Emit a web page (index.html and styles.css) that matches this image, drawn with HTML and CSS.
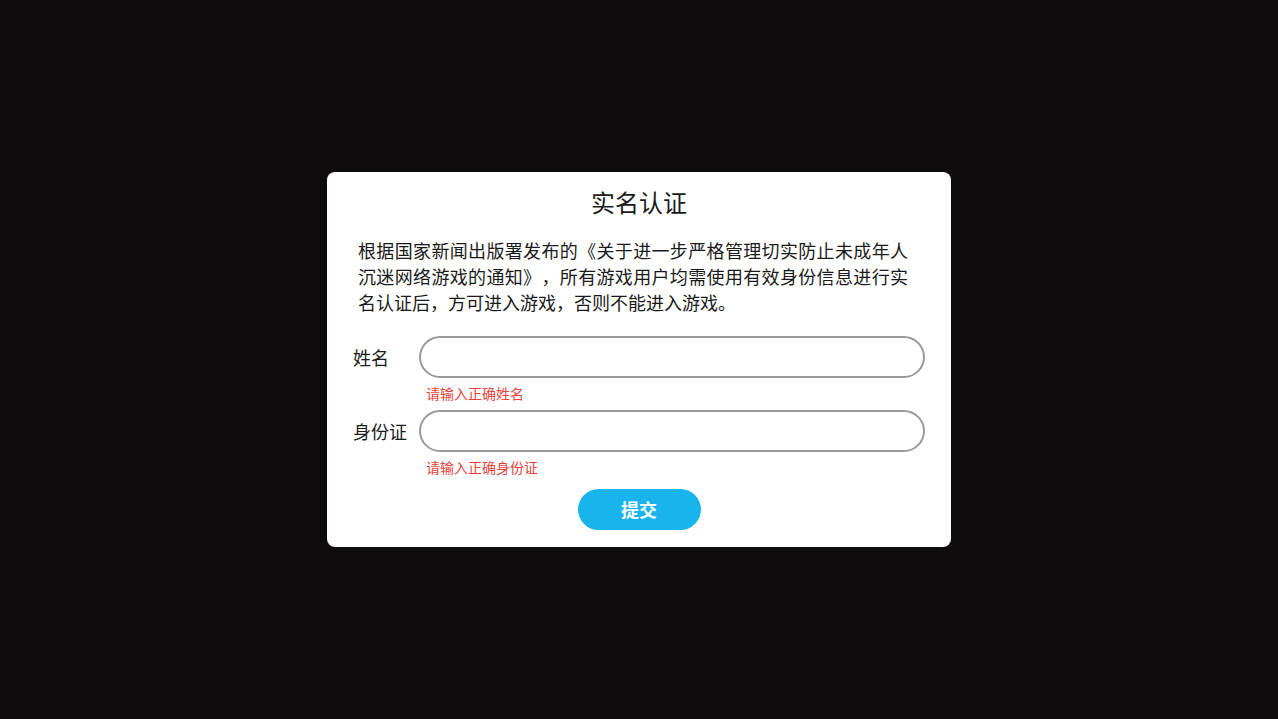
FILE: index.html
```html
<!DOCTYPE html>
<html lang="zh-CN">
<head>
<meta charset="utf-8">
<title>实名认证</title>
<link rel="stylesheet" href="styles.css">
</head>
<body>
<div class="stage">
  <div class="dialog">
    <h1 class="title">实名认证</h1>
    <p class="notice">根据国家新闻出版署发布的《关于进一步严格管理切实防止未成年人沉迷网络游戏的通知》，所有游戏用户均需使用有效身份信息进行实名认证后，方可进入游戏，否则不能进入游戏。</p>
    <div class="field">
      <label class="label" for="name">姓名</label>
      <input class="input" id="name" type="text">
    </div>
    <div class="error">请输入正确姓名</div>
    <div class="field field-second">
      <label class="label" for="idcard">身份证</label>
      <input class="input" id="idcard" type="text">
    </div>
    <div class="error">请输入正确身份证</div>
    <div class="actions">
      <button class="submit" type="button">提交</button>
    </div>
  </div>
</div>
</body>
</html>
```

FILE: styles.css
```css
html, body {
  margin: 0;
  padding: 0;
  height: 100%;
}
body {
  background: #0d0b0c;
  font-family: "Noto Sans CJK SC", "Noto Sans", sans-serif;
  color: #1a1a1a;
  text-spacing-trim: space-all;
}
.stage {
  height: 718px;
  display: flex;
  align-items: center;
  justify-content: center;
}
.dialog {
  width: 624px;
  box-sizing: border-box;
  background: #fff;
  border-radius: 8px;
  padding: 14px 26px 17px 26px;
}
.title {
  margin: 0;
  font-size: 24px;
  line-height: 32px;
  font-weight: normal;
  text-align: center;
}
.notice {
  margin: 19px 0 0 5px;
  width: 550px;
  font-size: 18px;
  line-height: 26px;
  text-align: justify;
  text-spacing-trim: space-all;
}
.field {
  display: flex;
  align-items: center;
  margin-top: 21px;
}
.field-second {
  margin-top: 7px;
}
.label {
  width: 66px;
  flex: none;
  font-size: 18px;
  line-height: 26px;
}
.input {
  flex: 1;
  height: 42px;
  box-sizing: border-box;
  border: 2px solid #9a9a9a;
  border-radius: 21px;
  outline: none;
  padding: 0 18px;
  font-family: inherit;
  font-size: 18px;
  background: #fff;
}
.error {
  margin: 5px 0 0 73px;
  font-size: 14px;
  line-height: 20px;
  color: #e8433a;
}
.actions {
  display: flex;
  justify-content: center;
  margin-top: 12px;
}
.submit {
  width: 123px;
  height: 41px;
  border: none;
  border-radius: 21px;
  background: #19b4ec;
  color: #fff;
  font-family: inherit;
  font-size: 18px;
  font-weight: bold;
  padding: 0;
}
```
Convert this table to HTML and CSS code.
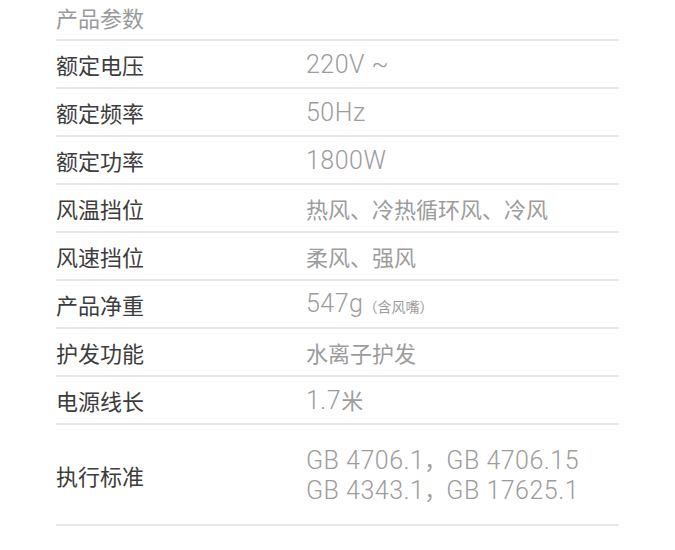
FILE: index.html
```html
<!DOCTYPE html>
<html lang="zh-CN">
<head>
  <meta charset="UTF-8" />
  <meta name="viewport" content="width=device-width, initial-scale=1.0"/>
  <title>产品参数</title>
  <link rel="stylesheet" href="styles.css">
</head>
<body>
  <div class="specs">
    <div class="title">产品参数</div>
    <div class="row"><div class="label">额定电压</div><div class="value"><span class="en">220V ~</span></div></div>
    <div class="row"><div class="label">额定频率</div><div class="value"><span class="en">50Hz</span></div></div>
    <div class="row"><div class="label">额定功率</div><div class="value"><span class="en">1800W</span></div></div>
    <div class="row"><div class="label">风温挡位</div><div class="value">热风、冷热循环风、冷风</div></div>
    <div class="row"><div class="label">风速挡位</div><div class="value">柔风、强风</div></div>
    <div class="row"><div class="label">产品净重</div><div class="value"><span class="en">547g</span><span class="note">（含风嘴）</span></div></div>
    <div class="row"><div class="label">护发功能</div><div class="value">水离子护发</div></div>
    <div class="row"><div class="label">电源线长</div><div class="value"><span class="en">1.7</span>米</div></div>
    <div class="row tall">
      <div class="label">执行标准</div>
      <div class="value">
        <div><span class="en">GB 4706.1</span>，<span class="en">GB 4706.15</span></div>
        <div><span class="en">GB 4343.1</span>，<span class="en">GB 17625.1</span></div>
      </div>
    </div>
  </div>
</body>
</html>
```

FILE: styles.css
```css
body { margin: 0; background: #fff; font-family: "Noto Sans CJK SC", sans-serif; }
.specs { width: 563px; margin-left: 56px; }
.title { height: 39px; line-height: 34px; font-size: 22px; color: #9a9a9a; }
.row { display: flex; align-items: center; height: 46px; border-top: 2px solid #e8e8e8; }
.row.tall { height: 99px; border-bottom: 2px solid #e8e8e8; }
.label { width: 250px; font-size: 22px; color: #3c3c3c; }
.value { font-size: 22px; color: #9c9c9c; line-height: 28px; }
.en { font-family: Roboto, "Noto Sans CJK SC", sans-serif; font-weight: 300; font-size: 25px; letter-spacing: 0.5px; }
.note { font-size: 14px; }
```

++++++++

* [STATED EXERCISE] Copy every record character for character. Skip the pictures.

* [EXERCISE OUTPUT]
Emit a web page (index.html and styles.css) that matches this image, drawn with HTML and CSS.
FILE: index.html
```html
<!DOCTYPE html>
<html lang="zh-CN">
<head>
<meta charset="utf-8">
<title>实名认证</title>
<link rel="stylesheet" href="styles.css">
</head>
<body>
<div class="stage">
  <div class="dialog">
    <h1 class="title">实名认证</h1>
    <p class="notice">根据国家新闻出版署发布的《关于进一步严格管理切实防止未成年人沉迷网络游戏的通知》，所有游戏用户均需使用有效身份信息进行实名认证后，方可进入游戏，否则不能进入游戏。</p>
    <div class="field">
      <label class="label" for="name">姓名</label>
      <input class="input" id="name" type="text">
    </div>
    <div class="error">请输入正确姓名</div>
    <div class="field field-second">
      <label class="label" for="idcard">身份证</label>
      <input class="input" id="idcard" type="text">
    </div>
    <div class="error">请输入正确身份证</div>
    <div class="actions">
      <button class="submit" type="button">提交</button>
    </div>
  </div>
</div>
</body>
</html>
```

FILE: styles.css
```css
html, body {
  margin: 0;
  padding: 0;
  height: 100%;
}
body {
  background: #0d0b0c;
  font-family: "Noto Sans CJK SC", "Noto Sans", sans-serif;
  color: #1a1a1a;
  text-spacing-trim: space-all;
}
.stage {
  height: 718px;
  display: flex;
  align-items: center;
  justify-content: center;
}
.dialog {
  width: 624px;
  box-sizing: border-box;
  background: #fff;
  border-radius: 8px;
  padding: 14px 26px 17px 26px;
}
.title {
  margin: 0;
  font-size: 24px;
  line-height: 32px;
  font-weight: normal;
  text-align: center;
}
.notice {
  margin: 19px 0 0 5px;
  width: 550px;
  font-size: 18px;
  line-height: 26px;
  text-align: justify;
  text-spacing-trim: space-all;
}
.field {
  display: flex;
  align-items: center;
  margin-top: 21px;
}
.field-second {
  margin-top: 7px;
}
.label {
  width: 66px;
  flex: none;
  font-size: 18px;
  line-height: 26px;
}
.input {
  flex: 1;
  height: 42px;
  box-sizing: border-box;
  border: 2px solid #9a9a9a;
  border-radius: 21px;
  outline: none;
  padding: 0 18px;
  font-family: inherit;
  font-size: 18px;
  background: #fff;
}
.error {
  margin: 5px 0 0 73px;
  font-size: 14px;
  line-height: 20px;
  color: #e8433a;
}
.actions {
  display: flex;
  justify-content: center;
  margin-top: 12px;
}
.submit {
  width: 123px;
  height: 41px;
  border: none;
  border-radius: 21px;
  background: #19b4ec;
  color: #fff;
  font-family: inherit;
  font-size: 18px;
  font-weight: bold;
  padding: 0;
}
```
Convert this table to HTML and CSS code.
FILE: index.html
```html
<!DOCTYPE html>
<html lang="zh-CN">
<head>
  <meta charset="UTF-8" />
  <meta name="viewport" content="width=device-width, initial-scale=1.0"/>
  <title>产品参数</title>
  <link rel="stylesheet" href="styles.css">
</head>
<body>
  <div class="specs">
    <div class="title">产品参数</div>
    <div class="row"><div class="label">额定电压</div><div class="value"><span class="en">220V ~</span></div></div>
    <div class="row"><div class="label">额定频率</div><div class="value"><span class="en">50Hz</span></div></div>
    <div class="row"><div class="label">额定功率</div><div class="value"><span class="en">1800W</span></div></div>
    <div class="row"><div class="label">风温挡位</div><div class="value">热风、冷热循环风、冷风</div></div>
    <div class="row"><div class="label">风速挡位</div><div class="value">柔风、强风</div></div>
    <div class="row"><div class="label">产品净重</div><div class="value"><span class="en">547g</span><span class="note">（含风嘴）</span></div></div>
    <div class="row"><div class="label">护发功能</div><div class="value">水离子护发</div></div>
    <div class="row"><div class="label">电源线长</div><div class="value"><span class="en">1.7</span>米</div></div>
    <div class="row tall">
      <div class="label">执行标准</div>
      <div class="value">
        <div><span class="en">GB 4706.1</span>，<span class="en">GB 4706.15</span></div>
        <div><span class="en">GB 4343.1</span>，<span class="en">GB 17625.1</span></div>
      </div>
    </div>
  </div>
</body>
</html>
```

FILE: styles.css
```css
body { margin: 0; background: #fff; font-family: "Noto Sans CJK SC", sans-serif; }
.specs { width: 563px; margin-left: 56px; }
.title { height: 39px; line-height: 34px; font-size: 22px; color: #9a9a9a; }
.row { display: flex; align-items: center; height: 46px; border-top: 2px solid #e8e8e8; }
.row.tall { height: 99px; border-bottom: 2px solid #e8e8e8; }
.label { width: 250px; font-size: 22px; color: #3c3c3c; }
.value { font-size: 22px; color: #9c9c9c; line-height: 28px; }
.en { font-family: Roboto, "Noto Sans CJK SC", sans-serif; font-weight: 300; font-size: 25px; letter-spacing: 0.5px; }
.note { font-size: 14px; }
```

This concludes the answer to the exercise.